Speaking of losing fluids, brb.
Lost Fluid
Snail Bob 4 Space
So they’re letting snails into space now? And to think I was rejected just because I have a chronic diarrhea condition. Honestly, what’s the worst that could happen?
… :D
… :) … :D … \:D/
:P
Super Duck Punch
Have you ever fantasized about punching a horse-sized duck? How about getting into a manly brawl with a hundred hamster-sized hippos? No? Well then, I’m sorry but I’m not sure we can be friends.
Seeds
Although I normally jump at any chance to talk about spreading my seeds, recent warnings from the FBI reflection on my responsibilities to the community have made me reconsider documenting my thoughts on today’s game.
Feed Me Moar
The first time I ate in a French restaurant, I wrote “feed me moar” in their book of impressions. Seriously, I get more food stuck between my teeth after visiting the Sizzler’s salad buffet.
N Ninja 2
How many levels does this game have? 50? 100? At the rate it’s taking me to complete 1 level I should be done the game in… *calculator noises*… ummm… *googling noises*… one sec… *tv noises*… *Friends reruns noises*… *crying*… *talking in sleep…sounds like passages from Mein Kampf*…
Mars Colonies
The only Mars colony I’m interested in is in my kitchen cabinet. Its entire population of 10 magically disappears every Saturday night during new episodes of Dr. Who. You know what I’m talking about.
A Duck Has An Adventure
I assure you that whichever path this duck chooses, his life is gonna end up more awesome than mine will ever be.
Leaf Me Alone
Puns! Gotta love ‘em. Can’t leaf with them, can’t leaf without them. Ha ha, get it? LEAF. Wait, I don’t get it.
impossiBattle
If you feel like you don’t have enough time to play games, don’t worry this one won’t take long. Created by Ethan Levy, the genius behind Oh the Huge Manatee, and the manatee behind the Genius Bar.
Moon Waltz
Ever waltzed with a werewolf in the pale moonlight? Me neither, but I have mooned my pale buttocks in the waltz-room of the Sandy Hook Retirement Home. Close enough.
Infiltrating the Airship
Tonight I shall be infiltrating my own airship* – the airship of love.

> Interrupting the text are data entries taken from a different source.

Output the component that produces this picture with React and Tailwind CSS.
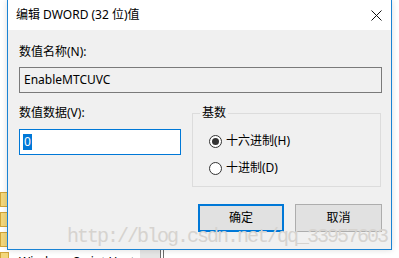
import React from "react";

const ui = "font-['Noto_Sans','Noto_Sans_CJK_SC',sans-serif]";

const Folder = () => (
  <div className="h-[15px] w-[9px] border border-[#d2a63a] bg-[#f3d77c]" />
);

const Radio = ({ checked, label }) => (
  <div className="flex h-[16px] items-center">
    <span className="flex h-[13px] w-[13px] items-center justify-center rounded-full border border-[#333333] bg-white">
      {checked && <span className="h-[7px] w-[7px] rounded-full bg-[#333333]" />}
    </span>
    <span className="ml-[4px] leading-[16px]">{label}</span>
  </div>
);

export default function App() {
  return (
    <div className={`relative h-[258px] w-[399px] overflow-hidden bg-white text-[12px] text-black ${ui}`}>
      {/* window behind the dialog */}
      <div className="absolute inset-0">
        <div className="flex flex-col gap-[5px] pt-[192px]">
          <Folder />
          <Folder />
          <Folder />
          <Folder />
        </div>
        <div className="absolute left-0 top-[250px] flex h-[8px] w-full items-start">
          <span className="ml-[19px] mt-[4px] w-[121px] whitespace-nowrap leading-[16px]">Windows Script Host</span>
          <div className="h-full w-[20px] bg-[#e5e5e5]" />
          <div className="h-full w-px bg-[#6d6d6d]" />
          <div className="ml-[2px] h-full w-px bg-[#6d6d6d]" />
        </div>
      </div>

      {/* dialog */}
      <div className="absolute left-[7px] top-0 flex h-[250px] w-[385px] flex-col border border-t-0 border-[#1a83d4] bg-[#f0f0f0] shadow-[0_0_6px_rgba(0,0,0,0.15)]">
        <div className="flex h-[30px] items-center bg-white pl-[8px]">
          <span className="leading-[16px]">编辑 DWORD (32 位)值</span>
          <svg className="ml-auto mr-[9px]" width="11" height="11" viewBox="0 0 11 11">
            <path d="M0.5 0.5 L10.5 10.5 M10.5 0.5 L0.5 10.5" stroke="#111" strokeWidth="1" fill="none" />
          </svg>
        </div>

        <div className="flex flex-1 flex-col pl-[11px] pt-[14px]">
          <div className="h-[16px] leading-[16px]">数值名称(N):</div>
          <div className="mt-[7px] flex h-[26px] w-[363px] items-center border border-[#7a7a7a] bg-[#f0f0f0] pl-[4px]">
            EnableMTCUVC
          </div>

          <div className="mt-[12px] flex">
            <div className="flex w-[162px] flex-col">
              <div className="h-[16px] leading-[16px]">数值数据(V):</div>
              <div className="mt-[8px] flex h-[26px] items-center border border-[#0078d7] bg-white pl-[3px]">
                <span className="bg-[#0078d7] px-px leading-[16px] text-white">0</span>
              </div>
            </div>
            <fieldset className="ml-[11px] h-[82px] w-[189px] border border-[#dcdcdc] p-0">
              <legend className="ml-[7px] px-[2px] leading-[16px]">基数</legend>
              <div className="flex flex-col gap-[11px] pl-[16px] pt-[12px]">
                <Radio checked label="十六进制(H)" />
                <Radio label="十进制(D)" />
              </div>
            </fieldset>
          </div>

          <div className="mt-[17px] flex gap-[11px] pl-[179px]">
            <button className="flex h-[28px] w-[86px] items-center justify-center border-2 border-[#0078d7] bg-[#e1e1e1]">
              确定
            </button>
            <button className="flex h-[28px] w-[87px] items-center justify-center border border-[#adadad] bg-[#e1e1e1]">
              取消
            </button>
          </div>
        </div>
      </div>

      {/* watermark */}
      <div className="pointer-events-none absolute left-[67px] top-[227px] whitespace-nowrap font-['Liberation_Mono',monospace] text-[20px] leading-[20px] tracking-[-2px] text-[#d6d3cf]">
        http://blog.csdn.net/qq_33957603
      </div>
    </div>
  );
}
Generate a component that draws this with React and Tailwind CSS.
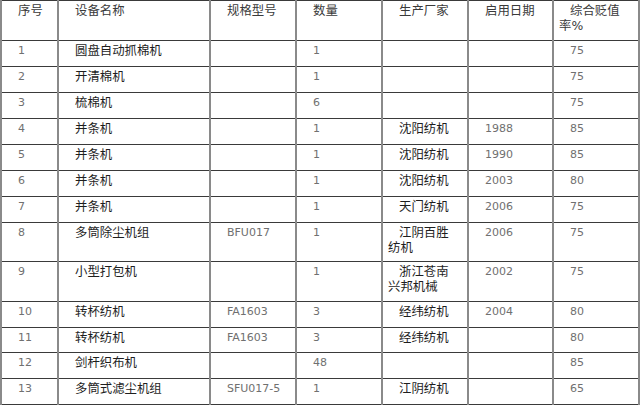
import React from 'react';

const cols = [57, 152, 86, 86, 86, 85, 86];

const header = ['序号', '设备名称', '规格型号', '数量', '生产厂家', '启用日期', '综合贬值率%'];

const rows = [
  { h: 26, c: ['1', '圆盘自动抓棉机', '', '1', '', '', '75'] },
  { h: 26, c: ['2', '开清棉机', '', '1', '', '', '75'] },
  { h: 26, c: ['3', '梳棉机', '', '6', '', '', '75'] },
  { h: 26, c: ['4', '并条机', '', '1', '沈阳纺机', '1988', '85'] },
  { h: 26, c: ['5', '并条机', '', '1', '沈阳纺机', '1990', '85'] },
  { h: 26, c: ['6', '并条机', '', '1', '沈阳纺机', '2003', '80'] },
  { h: 26, c: ['7', '并条机', '', '1', '天门纺机', '2006', '75'] },
  { h: 39, c: ['8', '多筒除尘机组', 'BFU017', '1', '江阴百胜纺机', '2006', '75'] },
  { h: 40, c: ['9', '小型打包机', '', '1', '浙江苍南兴邦机械', '2002', '75'] },
  { h: 26, c: ['10', '转杯纺机', 'FA1603', '3', '经纬纺机', '2004', '80'] },
  { h: 25, c: ['11', '转杯纺机', 'FA1603', '3', '经纬纺机', '', '80'] },
  { h: 26, c: ['12', '剑杆织布机', '', '48', '', '', '85'] },
  { h: 26, c: ['13', '多筒式滤尘机组', 'SFU017-5', '1', '江阴纺机', '', '65'] },
];

const isLatin = (s) => /^[A-Za-z0-9\-%]+$/.test(s);

function Cell({ text, head }) {
  const latin = isLatin(text);
  return (
    <td
      className={
        'border-y border-y-[#3a3a3a] border-x-2 border-x-[#8a8a8a] align-top pl-[5px] pr-[12px] pt-[2px] indent-[11px] leading-[15px] ' +
        (latin
          ? "text-[11px] text-[#707070] font-['DejaVu_Sans',sans-serif]"
          : head
          ? "text-[12.4px] text-[#3a3a3a] font-['DejaVu_Sans','Noto_Sans_CJK_SC',sans-serif]"
          : "text-[12.4px] text-[#1e1e1e] font-['DejaVu_Sans','Noto_Sans_CJK_SC',sans-serif]")
      }
    >
      {text}
    </td>
  );
}

export default function App() {
  return (
    <div className="w-[640px] h-[406px] bg-white overflow-hidden">
      <table className="table-fixed border-collapse w-[638px]">
        <colgroup>
          {cols.map((w, i) => (
            <col key={i} style={{ width: w }} />
          ))}
        </colgroup>
        <tbody>
          <tr className="h-[40px]">
            {header.map((t, i) => (
              <Cell key={i} text={t} head />
            ))}
          </tr>
          {rows.map((r, i) => (
            <tr key={i} style={{ height: r.h }}>
              {r.c.map((t, j) => (
                <Cell key={j} text={t} />
              ))}
            </tr>
          ))}
        </tbody>
      </table>
    </div>
  );
}
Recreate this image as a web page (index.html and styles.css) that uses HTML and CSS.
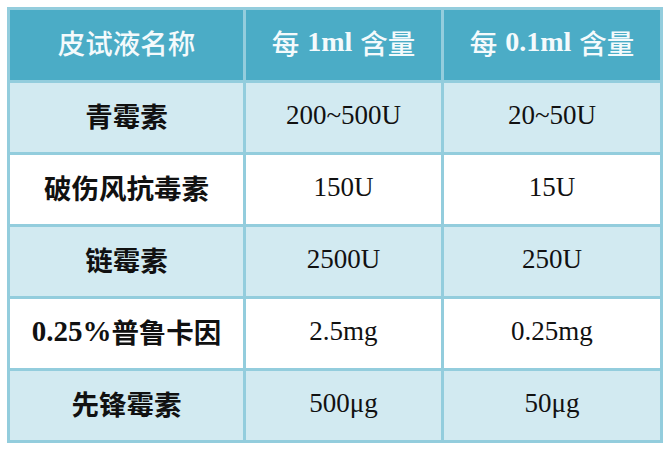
FILE: index.html
```html
<!DOCTYPE html>
<html lang="zh-CN">
<head>
<meta charset="utf-8">
<link rel="stylesheet" href="styles.css">
</head>
<body>
<div class="table">
  <div class="cell head">皮试液名称</div>
  <div class="cell head">每<b class="lat">1ml</b>含量</div>
  <div class="cell head">每<b class="lat">0.1ml</b>含量</div>

  <div class="cell tint name">青霉素</div>
  <div class="cell tint val">200~500U</div>
  <div class="cell tint val">20~50U</div>

  <div class="cell name">破伤风抗毒素</div>
  <div class="cell val">150U</div>
  <div class="cell val">15U</div>

  <div class="cell tint name">链霉素</div>
  <div class="cell tint val">2500U</div>
  <div class="cell tint val">250U</div>

  <div class="cell name"><span class="latb">0.25%</span>普鲁卡因</div>
  <div class="cell val">2.5mg</div>
  <div class="cell val">0.25mg</div>

  <div class="cell tint name">先锋霉素</div>
  <div class="cell tint val">500μg</div>
  <div class="cell tint val">50μg</div>
</div>
</body>
</html>
```

FILE: styles.css
```css
html, body {
  margin: 0;
  padding: 0;
  background: #ffffff;
}
.table {
  margin: 7px 0 0 7px;
  width: 650px;
  padding: 3px;
  background: #93cddd;
  display: grid;
  grid-template-columns: 233px 195px 216px;
  grid-template-rows: 70px repeat(5, 69px);
  gap: 3px;
}
.cell {
  display: flex;
  align-items: center;
  justify-content: center;
  padding-bottom: 5px;
  background: #ffffff;
  color: #111111;
  font-size: 27px;
  white-space: nowrap;
}
.tint {
  background: #d2eaf1;
}
.head {
  background: #4bacc6;
  color: #f4fafc;
  font-family: "Noto Sans CJK SC", sans-serif;
  font-weight: 500;
  font-size: 27.5px;
  padding-bottom: 6px;
}
.lat {
  font-family: "Liberation Serif", serif;
  font-weight: 700;
  font-size: 28px;
  margin: 0 8px 0 8px;
}
.name {
  font-family: "Noto Sans CJK SC", sans-serif;
  font-weight: 700;
  font-size: 27.5px;
}
.latb {
  font-family: "Liberation Serif", serif;
  font-weight: 700;
  font-size: 29px;
}
.val {
  font-family: "Liberation Serif", serif;
  font-size: 27px;
}
```
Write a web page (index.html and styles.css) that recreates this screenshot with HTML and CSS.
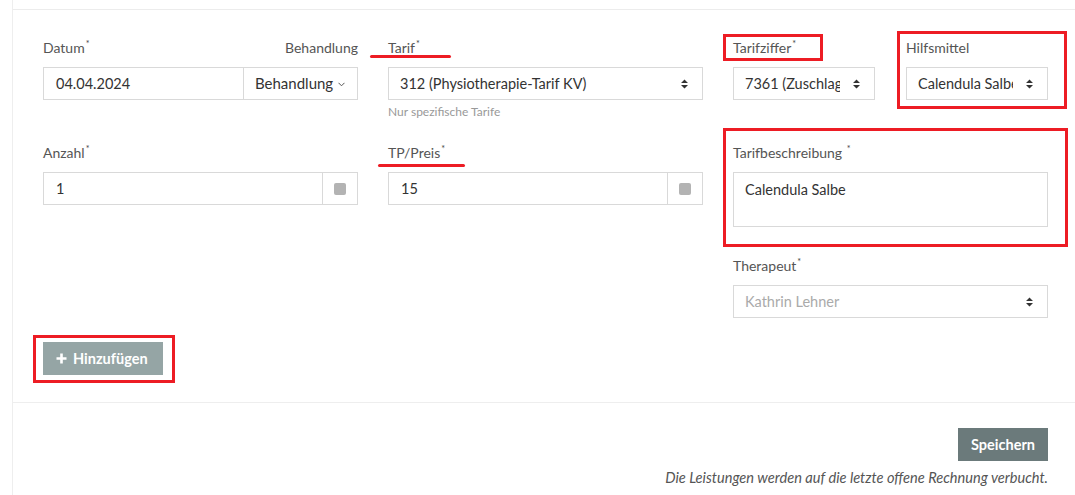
FILE: index.html
```html
<!DOCTYPE html>
<html lang="de">
<head>
<meta charset="utf-8">
<title>Leistungen</title>
<link rel="stylesheet" href="styles.css">
</head>
<body>
<div class="page">
  <div class="panel">
    <div class="sep-top"></div>
    <div class="form">
      <div class="grid">
        <div class="group">
          <div class="label-row">
            <span class="label">Datum<span class="req">*</span></span>
            <span class="label">Behandlung</span>
          </div>
          <div class="input-group">
            <div class="control grow">04.04.2024</div>
            <div class="addon-dd">Behandlung
              <svg class="chev" width="7" height="5" viewBox="0 0 7 5"><path d="M0.5 0.8 L3.5 3.8 L6.5 0.8" fill="none" stroke="#555" stroke-width="1"/></svg>
            </div>
          </div>
        </div>

        <div class="group">
          <div class="label-row"><span class="label">Tarif<span class="req">*</span></span></div>
          <div class="control select"><span class="val">312 (Physiotherapie-Tarif KV)</span>
            <svg class="sort" width="7" height="10" viewBox="0 0 7 10"><path d="M0 4 L3.5 0.5 L7 4 Z M0 6 L3.5 9.5 L7 6 Z" fill="#333"/></svg>
          </div>
          <div class="help">Nur spezifische Tarife</div>
        </div>

        <div class="group sub">
          <div>
            <div class="label-row"><span class="label">Tarifziffer<span class="req">*</span></span></div>
            <div class="control select"><span class="val">7361 (Zuschlag</span>
              <svg class="sort" width="7" height="10" viewBox="0 0 7 10"><path d="M0 4 L3.5 0.5 L7 4 Z M0 6 L3.5 9.5 L7 6 Z" fill="#333"/></svg>
            </div>
          </div>
          <div>
            <div class="label-row"><span class="label">Hilfsmittel</span></div>
            <div class="control select"><span class="val">Calendula Salbe</span>
              <svg class="sort" width="7" height="10" viewBox="0 0 7 10"><path d="M0 4 L3.5 0.5 L7 4 Z M0 6 L3.5 9.5 L7 6 Z" fill="#333"/></svg>
            </div>
          </div>
        </div>

        <div class="group">
          <div class="label-row"><span class="label">Anzahl<span class="req">*</span></span></div>
          <div class="input-group">
            <div class="control grow">1</div>
            <div class="addon-sq"><span class="sq"></span></div>
          </div>
        </div>

        <div class="group">
          <div class="label-row"><span class="label">TP/Preis<span class="req">*</span></span></div>
          <div class="input-group">
            <div class="control grow">15</div>
            <div class="addon-sq"><span class="sq"></span></div>
          </div>
        </div>

        <div class="group">
          <div class="label-row"><span class="label">Tarifbeschreibung <span class="req">*</span></span></div>
          <div class="control textarea">Calendula Salbe</div>
        </div>

        <div class="group col3">
          <div class="label-row"><span class="label">Therapeut<span class="req">*</span></span></div>
          <div class="control select placeholder"><span class="val">Kathrin Lehner</span>
            <svg class="sort" width="7" height="10" viewBox="0 0 7 10"><path d="M0 4 L3.5 0.5 L7 4 Z M0 6 L3.5 9.5 L7 6 Z" fill="#333"/></svg>
          </div>
        </div>
      </div>

      <div class="add-row">
        <button class="btn btn-add" type="button">
          <svg width="11" height="11" viewBox="0 0 11 11"><path d="M5.5 0.5 V10.5 M0.5 5.5 H10.5" stroke="#fff" stroke-width="2.6"/></svg>
          Hinzufügen
        </button>
      </div>
    </div>

    <div class="footer">
      <button class="btn btn-save" type="button">Speichern</button>
      <p class="note">Die Leistungen werden auf die letzte offene Rechnung verbucht.</p>
    </div>
  </div>

  <div class="mark box-ziffer"></div>
  <div class="mark box-hilfs"></div>
  <div class="mark box-beschr"></div>
  <div class="mark box-add"></div>
  <div class="line line-tarif"></div>
  <div class="line line-tp"></div>
</div>
</body>
</html>
```

FILE: styles.css
```css
* { box-sizing: border-box; }
html, body { margin: 0; padding: 0; background: #fff; }
body {
  font-family: Lato, "Open Sans", "Liberation Sans", sans-serif;
  color: #333;
  font-size: 14px;
}
.page { position: relative; width: 1075px; height: 495px; overflow: hidden; }
.panel {
  margin-left: 12px;
  border-left: 1px solid #eeeeee;
  height: 495px;
  padding-top: 9px;
}
.sep-top { border-top: 1px solid #ececec; }
.form { padding: 28px 27px 0 30px; }
.grid {
  display: grid;
  grid-template-columns: 315px 315px 315px;
  grid-template-rows: 105px 113px auto;
  column-gap: 30px;
  align-items: start;
}
.col3 { grid-column: 3; }
.sub {
  display: grid;
  grid-template-columns: 142px 142px;
  column-gap: 31px;
}
.label-row {
  display: flex;
  justify-content: space-between;
  height: 20px;
  line-height: 20px;
  margin-bottom: 9px;
}
.label { font-size: 14px; color: #555; }
.req { font-size: 9px; vertical-align: top; line-height: 12px; margin-left: 1px; color: #444; }
.control {
  height: 33px;
  border: 1px solid #d9d9d9;
  padding: 0 12px;
  line-height: 31px;
  font-size: 14.5px;
  color: #333;
  background: #fff;
  white-space: nowrap;
  overflow: hidden;
}
.input-group { display: flex; }
.grow { flex: 1; }
.addon-dd {
  border: 1px solid #d9d9d9;
  border-left: none;
  height: 33px;
  width: 114px;
  line-height: 31px;
  padding-left: 11px;
  font-size: 15px;
  color: #333;
  white-space: nowrap;
}
.chev { margin-left: 1px; vertical-align: 2px; }
.addon-sq {
  width: 35px;
  height: 33px;
  border: 1px solid #d9d9d9;
  border-left: none;
  display: flex;
  align-items: center;
  justify-content: center;
}
.sq { width: 12px; height: 12px; background: #b3b3b3; border-radius: 2px; }
.select {
  position: relative;
  padding-right: 34px;
  padding-left: 11px;
}
.select .val { display: block; overflow: hidden; }
.sort { position: absolute; right: 14px; top: 11px; }
.placeholder { color: #aaa; }
.help { font-size: 12px; color: #999; margin-top: 4px; line-height: 15px; }
.textarea { height: 55px; line-height: 20px; padding-top: 7px; padding-left: 11px; }

.add-row { margin-top: 24px; padding-bottom: 27px; border-bottom: 1px solid #eeeeee; margin-left: -30px; margin-right: -27px; padding-left: 30px; }
.btn {
  border: none;
  height: 33px;
  font-family: Lato, "Open Sans", "Liberation Sans", sans-serif;
  font-size: 14.5px;
  font-weight: 700;
  color: #fff;
  padding: 0 13px;
  cursor: pointer;
}
.btn-add { background: #95a5a5; width: 120px; display: flex; align-items: center; gap: 6px; }
.btn-save { background: #6b7a7b; width: 90px; padding: 0; }
.footer {
  display: flex;
  flex-direction: column;
  align-items: flex-end;
  padding: 25px 27px 0 0;
}
.note {
  margin: 8px 0 0;
  font-size: 14.6px;
  font-style: italic;
  color: #555;
  line-height: 18px;
}

.mark { position: absolute; border: 3px solid #ed1c24; }
.box-ziffer { left: 723px; top: 34px; width: 100px; height: 27px; }
.box-hilfs { left: 897px; top: 31px; width: 170px; height: 78px; }
.box-beschr { left: 723px; top: 128px; width: 345px; height: 119px; }
.box-add { left: 33px; top: 335px; width: 142px; height: 48px; }
.line { position: absolute; height: 3px; background: #ed1c24; border-radius: 2px; }
.line-tarif { left: 370px; top: 55px; width: 81px; }
.line-tp { left: 378px; top: 164px; width: 87px; }
```
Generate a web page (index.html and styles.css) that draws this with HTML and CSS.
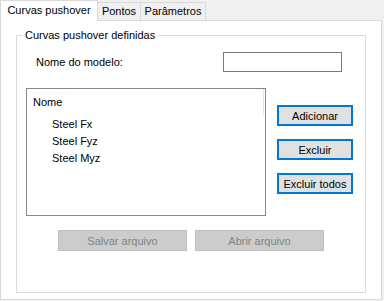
FILE: index.html
```html
<!DOCTYPE html>
<html lang="pt">
<head>
  <meta charset="UTF-8" />
  <title>Curvas pushover</title>
  <link rel="stylesheet" href="styles.css">
</head>
<body>
  <div class="tabs">
    <div class="tab active">Curvas pushover</div>
    <div class="tab tab-pontos">Pontos</div>
    <div class="tab tab-param">Parâmetros</div>
  </div>

  <div class="panel">
    <div class="group">
      <span class="group-title">Curvas pushover definidas</span>

      <div class="name-row">
        <label class="name-label" for="modelName">Nome do modelo:</label>
        <input class="name-input" id="modelName" type="text">
      </div>

      <div class="list-row">
        <div class="list">
          <div class="list-head">Nome</div>
          <ul class="items">
            <li>Steel Fx</li>
            <li>Steel Fyz</li>
            <li>Steel Myz</li>
          </ul>
        </div>
        <div class="side-buttons">
          <button class="btn">Adicionar</button>
          <button class="btn">Excluir</button>
          <button class="btn">Excluir todos</button>
        </div>
      </div>

      <div class="file-row">
        <button class="btn-file" disabled>Salvar arquivo</button>
        <button class="btn-file" disabled>Abrir arquivo</button>
      </div>
    </div>
  </div>
</body>
</html>
```

FILE: styles.css
```css
body {
  margin: 0;
  width: 384px;
  height: 301px;
  background: #f0f0f0;
  font-family: "Liberation Sans", Arial, sans-serif;
  font-size: 11px;
  color: #000;
}

/* abas */
.tabs {
  display: flex;
  align-items: flex-end;
  height: 20px;
}

.tab {
  box-sizing: border-box;
  height: 18px;
  line-height: 17px;
  text-align: center;
  border-top: 1px solid #d9d9d9;
  border-right: 1px solid #d9d9d9;
  background: #f0f0f0;
}

.tab.active {
  position: relative;
  z-index: 1;
  width: 98px;
  height: 21px;
  margin-bottom: -1px;
  line-height: 18px;
  border-left: 1px solid #d9d9d9;
  background: #fff;
}

.tab-pontos {
  width: 43px;
}

.tab-param {
  width: 65px;
}

.panel {
  box-sizing: border-box;
  width: 382px;
  height: 280px;
  padding: 14px 15px 0;
  background: #fff;
  border: 1px solid #d9d9d9;
}

/* grupo */
.group {
  position: relative;
  box-sizing: border-box;
  width: 350px;
  height: 258px;
  border: 1px solid #dcdcdc;
}

.group-title {
  position: absolute;
  top: -8px;
  left: 6px;
  padding: 0 2px;
  background: #fff;
  line-height: 14px;
}

.name-row {
  display: flex;
  align-items: center;
  margin-top: 16px;
  padding: 0 23px 0 19px;
}

.name-label {
  flex: 1;
}

.name-input {
  box-sizing: border-box;
  width: 119px;
  height: 20px;
  margin: 0;
  border: 1px solid #7a7a7a;
  background: #fff;
}

.list-row {
  display: flex;
  margin-top: 16px;
  padding-left: 9px;
}

.list {
  box-sizing: border-box;
  width: 240px;
  height: 128px;
  border: 1px solid #828790;
}

.list-head {
  height: 26px;
  line-height: 26px;
  padding-left: 6px;
  margin-right: 1px;
  border-right: 1px solid #e5e5e5;
}

.items {
  list-style: none;
  margin: 0;
  padding: 0 0 0 25px;
}

.items li {
  height: 17px;
  line-height: 18px;
}

.side-buttons {
  display: flex;
  flex-direction: column;
  gap: 13px;
  margin: 17px 0 0 11px;
}

.btn {
  box-sizing: border-box;
  width: 76px;
  height: 21px;
  padding: 0;
  font: inherit;
  color: #000;
  background: #e1e1e1;
  border: 2px solid #0078d7;
}

.file-row {
  display: flex;
  gap: 8px;
  margin: 14px 0 0 41px;
}

.btn-file {
  box-sizing: border-box;
  width: 129px;
  height: 21px;
  padding: 0;
  font: inherit;
  color: #838383;
  background: #cccccc;
  border: 1px solid #bfbfbf;
}
```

*(My blowup doll Pamella Airderson)
Swarm Defender
We seem to be suffering from a sudden case of no-comments-on-the-games-ititus. Now the adult thing for me to do would be to encourage conversation by writing a more stimulating post, but instead I am going to threaten you: more comments or tomorrow I post Gay Kiss. not that there’s anything wrong with gay kissing
Gay Kiss
You did a great job with the comments yesterday guys! But I’m still going to punish you because Gament cheated by commenting twice and I’m still upset about Game of Thrones. So have fun spending the day gay kissing not that there’s anything wrong with gay kissing, right cynnicysm?
Questopia
Well looking at the server logs you guys certainly excelled at yesterday’s gay kissing game. I’ve haven’t seen so many young men mashing lips with each other since that time… I… uh… I mean… WEBMASTER ABORT! *jumps out window*
Mini Commando
I always go commando, but I assure you nothing about it is mini.
Rocket Pets
Speaking of Rocket Pets, has anyone ever tried tying a Flashing Thunder firework pack to a cat to see how far it will go? Neither have I. I love animals. If you love animals stop reading.
(almost 12 feet!)
Ticket
*We* won? If I won the lottery the first thing I would do is kick that lazy, mooching dog to the curb. No free rides here, baby.
Run Ninja Run 3
Don’t get confused: Run Ninja Run 3 is not the squeal to N Ninja 2, nor is it another Ninja Game (even though it’s a ninja game). I guess ninjas are the new zombies.
Angry Husky: Did somebody say zombies?